LONDON – Over the next decade pharmacovigilance will move on from a sole focus on adverse drug reactions (ADRs) to encompass monitoring of the in-market efficacy of medicines, according to Guido Rasi, executive director of EMA.
Plans for the collection of efficacy data of marketed drugs will be agreed well before products are launched and the current binary system, in which safety and efficacy are separate concerns, will evolve to one that measures overall on-market performance of drugs, Rasi said in a forward-look to 2030, published in the journal, Clinical Pharmacology & Therapeutics.
Pharmacovigilance already is moving on from being a reactive activity that relies on spontaneous reports of suspected ADRs, to being a proactively planned process. But to move to the next level, oversight of drugs on the market needs to include both safety and efficacy.
“By 2030, for targeted new medicines, a planned monitoring of performance on the market will take place, with nearly real-time decision making by regulators to optimize safe and effective use,” said Rasi and co-authors Sabine Straus, chair of EMA’s safety committee and Peter Arlett, EMA’s head of pharmacovigilance.

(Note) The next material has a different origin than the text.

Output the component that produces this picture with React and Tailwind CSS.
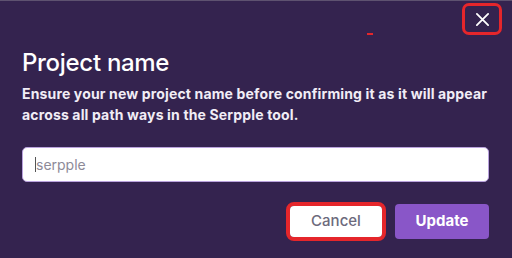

The evolution of pharmacovigilance will draw on data from electronic health records (EHRs), disease registries, claims data, mobile apps and social media, and be harnessed by “radically enhanced” capabilities for collecting, integrating and analysing information.
It also will require greater collaboration between companies, regulators, health care professionals, patients and academics.
In particular, “EHRs and claims data can provide new insights in health, disease, and critically, the use and performance of medicines, including both benefits and risks,” said Rasi.
If such near real-time assessments become a reality, in-market data will feed into product labeling, health technology assessments of value, reimbursement decisions of payers and also support clinical decision making.
Despite progress in assessing and analyzing real world health data, the authors acknowledge more work is needed, of which developing a methodology for evaluating on-market efficacy is perhaps the greatest challenge.
Ensuring pharmacovigilance alerts reach the patient
Through another window in his crystal ball, Rasi foresees the EMA and other regulators engaging with patients and health care professionals “much more intensively” in order to ensure pharmacovigilance advice is acted on.
A recent review of the impact of regulators’ safety warnings found healthcare professionals do not always alter prescribing behavior in response.
One of the most egregious cases in point was the alert in 2013 indicating use of the epilepsy and bipolar drug valproate during pregnancy poses a significant threat of birth defects and developmental disorders.
Although steps were taken to inform women of the risks, the message did not get through to patients and there was a “lack of impact of [the] stringent warnings,” in terms of prescribing practice, Rasi noted.
That led EMA to put in place new restrictions, in effect banning use of valproate during pregnancy, in March 2018.
But as recently as last month, the U.K. Medicines and Healthcare products Regulatory Agency reported that although much reduced, prescribing of valproate in pregnancy is still occurring.
“There is much further to go, if we are to be truly effective in responding to patients’ needs and to enable patients to use their medicines optimally,” Rasi wrote.
Whatever the opportunities real world evidence presents for improving pharmacovigilance, Rasi said the current system of flagging up problems in individual case safety reports (ICSRs), must continue.
At the end of 2018, EMA’s Eudravigilance database of ICSRs held over 14 million case reports. Around 55% of all new drug safety issues are detected from ICSRs, and the number of products that have been withdrawn based on these reports is also high.
While there are detractors who say the ICSR is dead (or should be dead), Rasi said, “The evidence suggests ICSRs remain a very useful data source for detecting potential new safety issues.”
However, he acknowledged ICSR reporting needs to get smarter. “Our message is to protect and improve ICSRs, our main source of safety signals,” Rasi said. “The ICRS is far from dead, but it can and should be improved.”